### Given data
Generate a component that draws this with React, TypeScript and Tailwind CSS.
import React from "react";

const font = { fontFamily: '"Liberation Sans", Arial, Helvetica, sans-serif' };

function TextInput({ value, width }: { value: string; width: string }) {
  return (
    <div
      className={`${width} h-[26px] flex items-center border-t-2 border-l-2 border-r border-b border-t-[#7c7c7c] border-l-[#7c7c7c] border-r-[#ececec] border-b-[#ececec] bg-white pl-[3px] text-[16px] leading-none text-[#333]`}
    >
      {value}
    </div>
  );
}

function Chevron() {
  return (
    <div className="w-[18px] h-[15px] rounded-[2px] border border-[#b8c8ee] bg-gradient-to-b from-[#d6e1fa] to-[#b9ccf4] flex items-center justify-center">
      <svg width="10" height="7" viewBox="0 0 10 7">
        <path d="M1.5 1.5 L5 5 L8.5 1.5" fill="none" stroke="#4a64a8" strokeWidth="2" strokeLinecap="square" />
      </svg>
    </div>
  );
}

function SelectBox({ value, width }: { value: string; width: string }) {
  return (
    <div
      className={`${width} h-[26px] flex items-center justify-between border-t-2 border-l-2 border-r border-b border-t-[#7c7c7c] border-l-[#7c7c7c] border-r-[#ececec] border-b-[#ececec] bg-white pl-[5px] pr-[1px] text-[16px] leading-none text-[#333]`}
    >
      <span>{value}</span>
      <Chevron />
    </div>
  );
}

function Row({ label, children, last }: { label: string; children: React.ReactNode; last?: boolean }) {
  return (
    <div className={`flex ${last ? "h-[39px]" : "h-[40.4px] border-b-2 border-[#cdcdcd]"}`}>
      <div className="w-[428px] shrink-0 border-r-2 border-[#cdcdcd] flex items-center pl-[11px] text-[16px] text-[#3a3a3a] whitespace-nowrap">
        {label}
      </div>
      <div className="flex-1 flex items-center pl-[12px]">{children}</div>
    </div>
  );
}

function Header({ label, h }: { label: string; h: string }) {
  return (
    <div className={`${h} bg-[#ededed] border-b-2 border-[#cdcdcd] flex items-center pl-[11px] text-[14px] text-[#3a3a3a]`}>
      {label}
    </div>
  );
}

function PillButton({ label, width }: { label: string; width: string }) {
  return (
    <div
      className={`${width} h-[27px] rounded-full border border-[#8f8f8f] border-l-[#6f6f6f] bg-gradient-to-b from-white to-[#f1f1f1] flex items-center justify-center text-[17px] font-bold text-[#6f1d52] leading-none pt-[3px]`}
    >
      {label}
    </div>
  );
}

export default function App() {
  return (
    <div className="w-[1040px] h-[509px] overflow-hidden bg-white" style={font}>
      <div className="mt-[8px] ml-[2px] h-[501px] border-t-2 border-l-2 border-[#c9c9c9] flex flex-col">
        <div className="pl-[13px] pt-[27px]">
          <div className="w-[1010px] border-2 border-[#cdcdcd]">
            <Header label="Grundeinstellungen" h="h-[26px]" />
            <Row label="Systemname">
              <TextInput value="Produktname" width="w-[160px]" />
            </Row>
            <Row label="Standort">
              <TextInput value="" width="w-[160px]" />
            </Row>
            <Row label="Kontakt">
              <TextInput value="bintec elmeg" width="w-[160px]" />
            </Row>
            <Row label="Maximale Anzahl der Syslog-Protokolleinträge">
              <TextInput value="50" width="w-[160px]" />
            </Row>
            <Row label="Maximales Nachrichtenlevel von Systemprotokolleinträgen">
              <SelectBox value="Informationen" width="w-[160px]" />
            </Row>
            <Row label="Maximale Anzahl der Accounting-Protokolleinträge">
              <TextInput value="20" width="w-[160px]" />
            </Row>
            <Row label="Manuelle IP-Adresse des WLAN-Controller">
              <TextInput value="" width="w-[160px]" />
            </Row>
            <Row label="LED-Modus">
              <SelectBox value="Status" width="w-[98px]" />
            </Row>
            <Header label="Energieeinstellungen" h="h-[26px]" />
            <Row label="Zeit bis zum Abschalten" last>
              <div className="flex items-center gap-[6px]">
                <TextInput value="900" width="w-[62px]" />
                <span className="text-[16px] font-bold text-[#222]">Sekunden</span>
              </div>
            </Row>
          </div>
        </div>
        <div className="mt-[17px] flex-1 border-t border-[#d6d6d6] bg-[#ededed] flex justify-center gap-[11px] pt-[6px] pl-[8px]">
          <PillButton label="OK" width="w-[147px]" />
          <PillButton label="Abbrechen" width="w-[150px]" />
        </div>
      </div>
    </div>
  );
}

### Goal of the exercise
Return nothing but the lines from the first line of the listing through the line with "Arial, Helvetica, sans-serif'", please, keeping every one of them unchanged.

### Result for this task
Generate a component that draws this with React, TypeScript and Tailwind CSS.
import React from "react";

const font = { fontFamily: '"Liberation Sans", Arial, Helvetica, sans-serif' };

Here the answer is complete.